Not too far into Trullion, I realized that it could work as a Western, a too-spicy-for-tv episode of The Big Valley or Bonanza. The story centers on a family of landowners, a son returning from military service to find the situation at home changed for the worse, and his efforts to regain his rightful inheritance. The rich folk are shifty, the son must prove himself (in this case by playing hussade), and instead of Apaches we get the merlings, an indigenous aquatic race that drag incautious Trills to underwater caverns and carve them up for dinner.

Although Vance wrote a great deal of fantasy, Trullion is clearly a far future SF novel. It simply doesn't make much use of science. Space travel is a given, but the boats Trills use to get from island to island range from rowboats to motorboats and yachts as they would today. The communication system includes video screens, but people still dial the telephone when they want to reach some one. Vance spent much time traveling internationally with his wife and son, at times island hopping in the South Pacific or the Mediterranean. While on these extended trips he wrote much of his fiction, turning over his handwritten pages to his wife for typing. I can imagine the life on Trullion coming from this nomadic strain in Vance's life.

Trullion has little structure but it is an enjoyable read, Several chapters involve such detailed descriptions of hussade tournaments that I thought I was reading a SF version of a Matt Christopher sports book for boys. But I like hussade. As a child my favorite group sport was Smear the Man with the Ball, which is not unlike hussade, except hussade has done away with the ball. Also, we never ended our games by stripping a female classmate naked.

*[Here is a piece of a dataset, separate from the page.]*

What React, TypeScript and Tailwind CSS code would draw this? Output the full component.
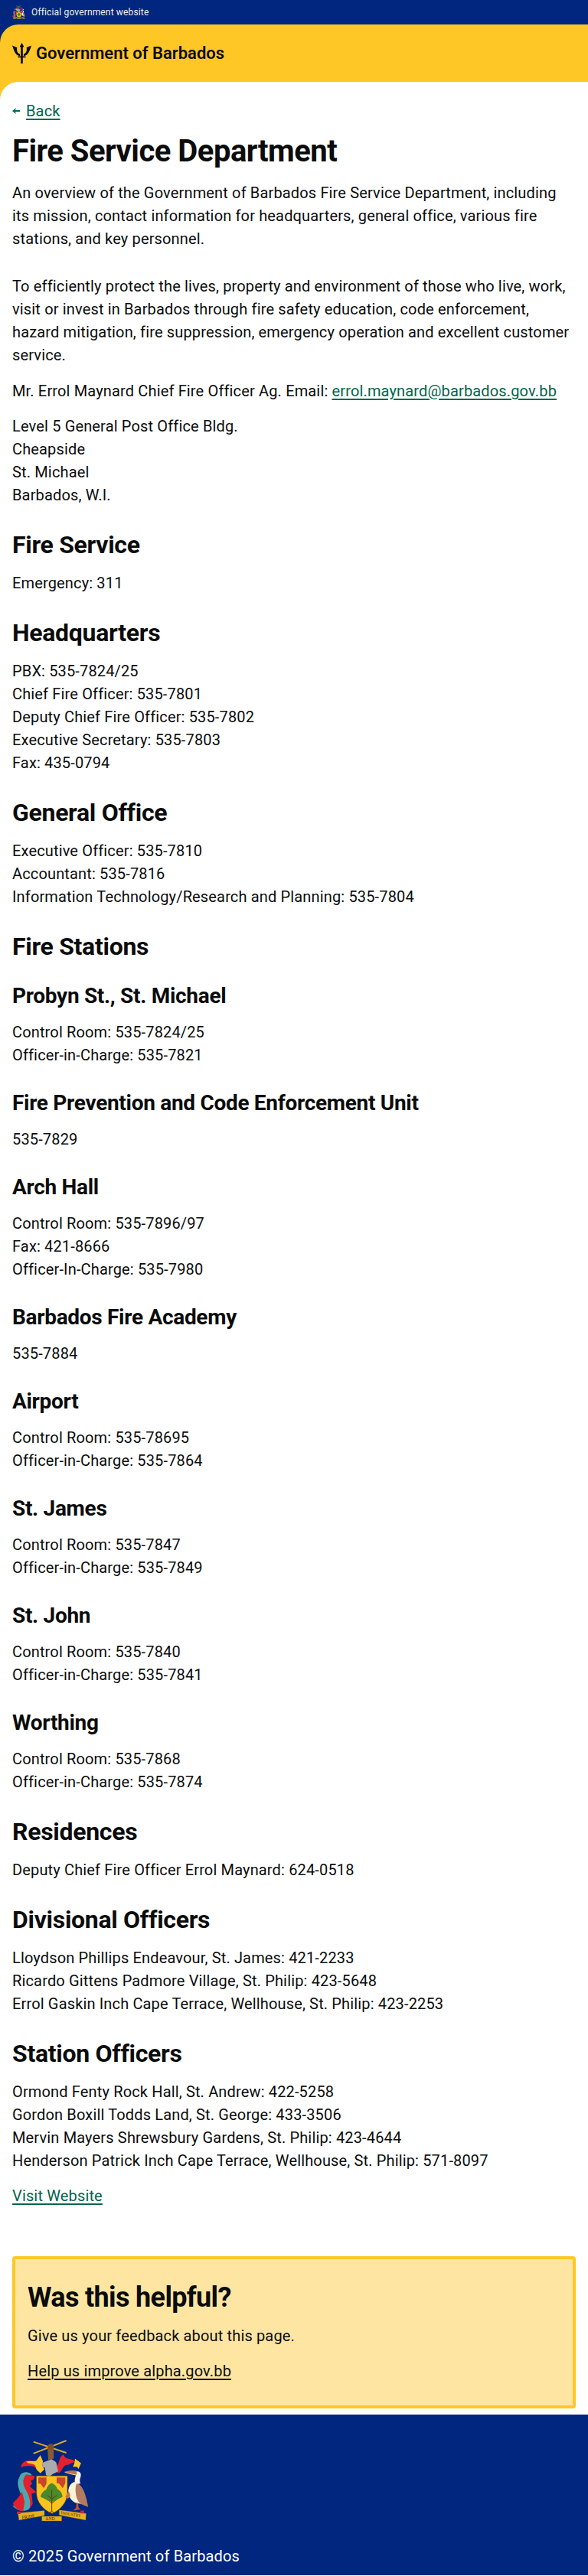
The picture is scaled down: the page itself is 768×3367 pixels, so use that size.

There is a subplot involving an ascetic movement called Fanscherade but not much comes of it. There are also the Trevanyi, a gypsy-like race who can be trusted only to steal from you but still command a level of respect among Trills. I don't think Vance ever shied away from stereotyping.

All the Alastor novels fit my criteria for the perfect SF book. I like them to be mass market paperbacks published in the 1970s or '80s, and between 188 and 235 pages long. My 1973 Ballantine edition wrapped up in 247 pages.